The band’s name came after the usual tedious experience of trying to figure out the perfect label. “For about an hour, we were drawing names seriously but then it become silly, obnoxious or ridiculous,” Smith explains. “and then Steve [Mansfield] and I were talking about how ‘fry pan” would be a good band name, especially as a funk name. The next rehearsal, we announced the name and nobody objected so it was good.”

The one drawback was what happens if someone Googles “fry pan,” which is why “band” is added to the name.

Mel Soul, Brent Yo & The Messenger.

Mel Soul, Brent Yo & The Messenger (Aug. 29, 2:15 p.m., Garden Stage, Aug. 28, 6 p.m., Relaxation Through Verse Poetry Salon, The Round)

This eclectic musical collaboration has proven quite successful as the members have performed all around the Salt Lake City metropolitan area including downtown destinations such as Boomerang (formerly Murphy’s) on mainstream in downtown as well as the Urban Lounge and Park City’s Park Silly Sunday market. They have performed at busker festivals and have been on tour along the West coast.

Everett Spencer (The Messenger) says the group’s makeup enhances the multicultural influences and creative possibilities in their music, which includes originals and covers representing indie, folk, country and Americana roots. Mel Soul, who is a native of Micronesia and lives in Orem, is an accomplished singer/songwriter who has recorded under the Sony label. Brent Yo is guitarist as well as production engineer. Spencer runs Hi-Hat Studio in North Salt Lake. Spencer says his musical influences include Michael Jackson, Depeche Mode, David Bowie, Black Flag and Michael Hedges.

Spencer credits Mel Soul and Brent Yo as the true songwriters while he describes his own role, which includes managing three other bands, as akin to Barry Gordy, the Motown executive and founder. Mel Soul’s songs include Love Is Pain and Evolution of Wild Women, which references her Polynesian background and the generations of women who have come before her and the legacy that has taught her the wisdom of communicating love and good spirit through her art. Likewise, Good Woman, a song that Spencer says is emotional and sensitive, champions the integrity and presence of good women. Mel Soul and Brent Yo are familiar performers to the local LGBTQ+ community as well.

Spencer says their upcoming performance, their first at the Utah Arts Festival, will mix ballads with fast-paced songs. Their set list includes song originals and covers such as Lights Down Low, Ain’t No Sunshine/Another Son, Mas World, Brave, Billy Jean/Don’t Let Me Down, Wicked Games, Bliss I Hear, Relativity and Cjam.

La Calavera (Aug. 29, 4 p.m., Park Stage)

Since 2015 when, as Victor Viveros describes, “a bunch of friends interested in and inspired by the metal band sound and Mexican banda rock, decided to come together,” La Calavera has cultivated a solid local presence. He says the pandemic has given the band the opportunity to hone its sound through rehearsal and songs they wrote and shared online during the most extensive period of social distancing.

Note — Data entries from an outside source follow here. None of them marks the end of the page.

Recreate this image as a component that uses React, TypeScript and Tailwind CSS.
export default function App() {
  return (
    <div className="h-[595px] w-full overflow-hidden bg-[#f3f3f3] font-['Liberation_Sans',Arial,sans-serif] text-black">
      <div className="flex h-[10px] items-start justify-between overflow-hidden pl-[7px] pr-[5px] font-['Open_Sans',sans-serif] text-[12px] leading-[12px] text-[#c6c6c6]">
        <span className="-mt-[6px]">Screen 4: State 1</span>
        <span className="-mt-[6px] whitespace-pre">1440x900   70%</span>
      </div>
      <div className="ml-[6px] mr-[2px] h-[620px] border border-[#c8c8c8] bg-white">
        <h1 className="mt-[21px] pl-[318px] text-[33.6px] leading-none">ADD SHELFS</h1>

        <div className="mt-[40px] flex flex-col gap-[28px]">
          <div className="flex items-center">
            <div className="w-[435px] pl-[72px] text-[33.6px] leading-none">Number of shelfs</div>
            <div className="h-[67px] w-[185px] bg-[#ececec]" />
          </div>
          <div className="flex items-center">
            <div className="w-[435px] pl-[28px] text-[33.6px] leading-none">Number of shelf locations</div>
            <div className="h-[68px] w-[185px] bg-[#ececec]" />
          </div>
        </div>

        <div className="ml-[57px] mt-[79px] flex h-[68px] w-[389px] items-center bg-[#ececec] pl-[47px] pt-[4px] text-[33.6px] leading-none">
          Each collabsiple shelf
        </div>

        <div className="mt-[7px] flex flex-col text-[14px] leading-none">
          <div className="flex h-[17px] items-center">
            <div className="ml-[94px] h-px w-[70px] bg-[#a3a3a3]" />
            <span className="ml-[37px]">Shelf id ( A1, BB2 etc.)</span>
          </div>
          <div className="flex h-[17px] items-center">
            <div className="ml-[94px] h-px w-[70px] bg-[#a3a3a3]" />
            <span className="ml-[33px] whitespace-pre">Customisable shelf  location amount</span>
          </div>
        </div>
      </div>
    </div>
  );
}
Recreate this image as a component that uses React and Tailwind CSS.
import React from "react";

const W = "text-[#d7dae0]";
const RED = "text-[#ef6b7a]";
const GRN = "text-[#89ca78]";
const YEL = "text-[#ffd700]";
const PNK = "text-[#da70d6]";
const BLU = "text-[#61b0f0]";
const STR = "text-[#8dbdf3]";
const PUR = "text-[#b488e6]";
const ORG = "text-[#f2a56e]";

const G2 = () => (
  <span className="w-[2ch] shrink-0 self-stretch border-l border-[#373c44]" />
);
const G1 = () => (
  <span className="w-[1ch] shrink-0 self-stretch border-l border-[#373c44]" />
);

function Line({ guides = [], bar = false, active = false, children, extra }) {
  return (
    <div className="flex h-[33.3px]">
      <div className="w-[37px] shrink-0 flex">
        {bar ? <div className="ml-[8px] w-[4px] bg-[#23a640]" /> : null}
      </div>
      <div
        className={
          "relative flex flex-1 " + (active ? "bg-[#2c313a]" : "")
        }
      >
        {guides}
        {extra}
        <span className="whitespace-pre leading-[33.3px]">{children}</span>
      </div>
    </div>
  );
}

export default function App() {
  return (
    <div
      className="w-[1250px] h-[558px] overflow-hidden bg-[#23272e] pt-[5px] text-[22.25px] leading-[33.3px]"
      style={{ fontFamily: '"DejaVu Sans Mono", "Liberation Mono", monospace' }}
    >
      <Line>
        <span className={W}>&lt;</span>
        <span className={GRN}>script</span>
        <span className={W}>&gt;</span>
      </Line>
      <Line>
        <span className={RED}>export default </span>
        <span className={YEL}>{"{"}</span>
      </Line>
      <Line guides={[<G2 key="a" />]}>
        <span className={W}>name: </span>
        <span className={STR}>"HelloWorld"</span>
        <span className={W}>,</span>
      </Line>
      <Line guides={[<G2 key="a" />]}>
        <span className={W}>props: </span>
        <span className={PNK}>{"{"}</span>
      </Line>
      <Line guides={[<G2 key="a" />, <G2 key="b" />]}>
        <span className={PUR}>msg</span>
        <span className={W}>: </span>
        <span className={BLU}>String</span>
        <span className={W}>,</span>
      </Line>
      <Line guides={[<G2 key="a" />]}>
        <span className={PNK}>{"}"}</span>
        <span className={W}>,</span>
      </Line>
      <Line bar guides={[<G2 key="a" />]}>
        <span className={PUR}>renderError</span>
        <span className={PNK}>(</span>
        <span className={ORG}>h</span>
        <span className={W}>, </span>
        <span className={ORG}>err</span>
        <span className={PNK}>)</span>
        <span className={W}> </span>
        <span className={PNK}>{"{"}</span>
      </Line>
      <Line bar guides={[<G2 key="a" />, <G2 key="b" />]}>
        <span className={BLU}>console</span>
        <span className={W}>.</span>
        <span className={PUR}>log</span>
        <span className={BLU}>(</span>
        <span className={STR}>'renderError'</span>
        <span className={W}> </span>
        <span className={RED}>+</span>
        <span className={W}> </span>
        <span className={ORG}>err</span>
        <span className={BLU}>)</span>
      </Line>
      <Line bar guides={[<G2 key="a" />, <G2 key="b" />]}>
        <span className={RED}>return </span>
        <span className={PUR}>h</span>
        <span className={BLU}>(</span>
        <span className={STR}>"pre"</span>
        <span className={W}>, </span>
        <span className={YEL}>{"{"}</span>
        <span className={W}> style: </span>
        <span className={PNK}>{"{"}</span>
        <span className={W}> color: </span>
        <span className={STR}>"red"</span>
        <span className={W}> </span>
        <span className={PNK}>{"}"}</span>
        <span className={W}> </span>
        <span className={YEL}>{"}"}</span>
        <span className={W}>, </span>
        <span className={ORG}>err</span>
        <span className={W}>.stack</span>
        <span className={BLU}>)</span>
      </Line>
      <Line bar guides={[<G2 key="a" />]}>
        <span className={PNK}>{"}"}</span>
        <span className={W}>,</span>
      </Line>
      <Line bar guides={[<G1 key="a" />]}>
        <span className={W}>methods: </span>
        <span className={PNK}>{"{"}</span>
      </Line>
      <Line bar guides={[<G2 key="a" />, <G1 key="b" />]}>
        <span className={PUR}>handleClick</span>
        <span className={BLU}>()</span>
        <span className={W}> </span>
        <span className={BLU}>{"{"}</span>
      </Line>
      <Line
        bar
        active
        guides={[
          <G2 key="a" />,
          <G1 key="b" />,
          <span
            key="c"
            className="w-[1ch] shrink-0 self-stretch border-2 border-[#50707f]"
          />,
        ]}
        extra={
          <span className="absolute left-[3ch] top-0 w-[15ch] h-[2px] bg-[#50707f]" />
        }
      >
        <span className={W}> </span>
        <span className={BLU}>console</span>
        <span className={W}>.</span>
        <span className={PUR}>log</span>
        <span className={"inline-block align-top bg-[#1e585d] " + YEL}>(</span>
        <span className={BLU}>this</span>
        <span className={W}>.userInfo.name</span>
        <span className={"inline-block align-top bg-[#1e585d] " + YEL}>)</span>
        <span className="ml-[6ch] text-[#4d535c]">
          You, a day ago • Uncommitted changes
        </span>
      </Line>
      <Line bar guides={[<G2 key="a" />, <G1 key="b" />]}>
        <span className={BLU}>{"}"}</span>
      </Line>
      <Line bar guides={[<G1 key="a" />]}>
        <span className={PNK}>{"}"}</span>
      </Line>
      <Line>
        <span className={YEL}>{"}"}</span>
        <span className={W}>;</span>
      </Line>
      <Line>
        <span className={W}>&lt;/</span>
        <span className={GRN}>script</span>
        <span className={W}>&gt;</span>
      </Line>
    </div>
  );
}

Their Utah Arts Festival appearance will be the first formal show since the pandemic and the band members are excited about finally returning to the stage, Viveros adds. Each member brings his particular inspiration to the sound of the band, with influences from ska, punk, banda, classic metal and heavy metal. They also performed in 2019 at the Arts Festival. The band alternates between mellow ballads and energetic guitar melodic riffs with appealing chorus sections.